There was also an increased emphasis on providing for directors throughout their entire careers – and beyond. Firstly, we took on a greater commitment to career development and training. We have established a series of mentoring schemes, training courses, workshops, competitions and masterclasses, with Directors UK members learning their craft and developing their skills on programmes such as Call the Midwife, The Tunnel, Who Do You Think You Are?, Humans, Undercover, Mr. Selfridge, Silent Witness, Casualty, EastEnders, Hollyoaks and Doctors. And secondly, we teamed up with Stage Directors UK and the Directors Guild Trust to launch the Directors Charitable Foundation, a charity dedicated to supporting TV, film and theatre directors who require training and development, and providing assistance to directors in financial distress.
Looking to the future
All of which brings us to 2017 and our silver anniversary. A year that started with the appointment of the third Directors UK Chair, Steve Smith, and saw us hold the fourth Directors’ Festival last weekend.
Our 25 years in the business have seen revolutions and counter-revolutions, the next big things that were and the next big things that weren’t. From 2,000 members to over 6,500. From four main terrestrial channels to hundreds of satellite, cable and digital offerings. From a single member of staff to 25 and counting. From celluloid and SFX to digital and VFX. From linear TV to Netflix and chill. From a single room in Victoria to several rooms across two floors in Covent Garden. From The Crystal Maze to…The Crystal Maze.
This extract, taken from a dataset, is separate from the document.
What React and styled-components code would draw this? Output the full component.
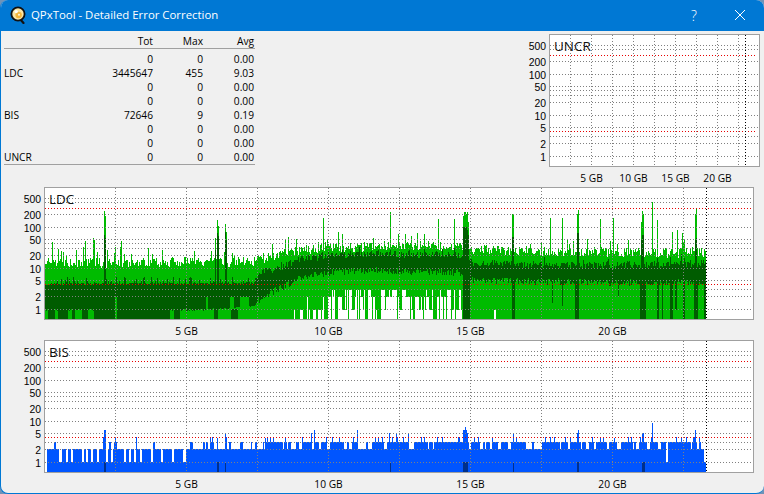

Ok, that last one was a bad example.
But it is in the nature of this industry that things don’t stand still for long. Who knows what the future will hold? As we face the next 25 years, what we can say is that Directors UK will change with the times and always strive to get the best possible return for directors and their work; that we’ll be there making sure directors are protected and their work promoted and treasured. From one of you, to many of us.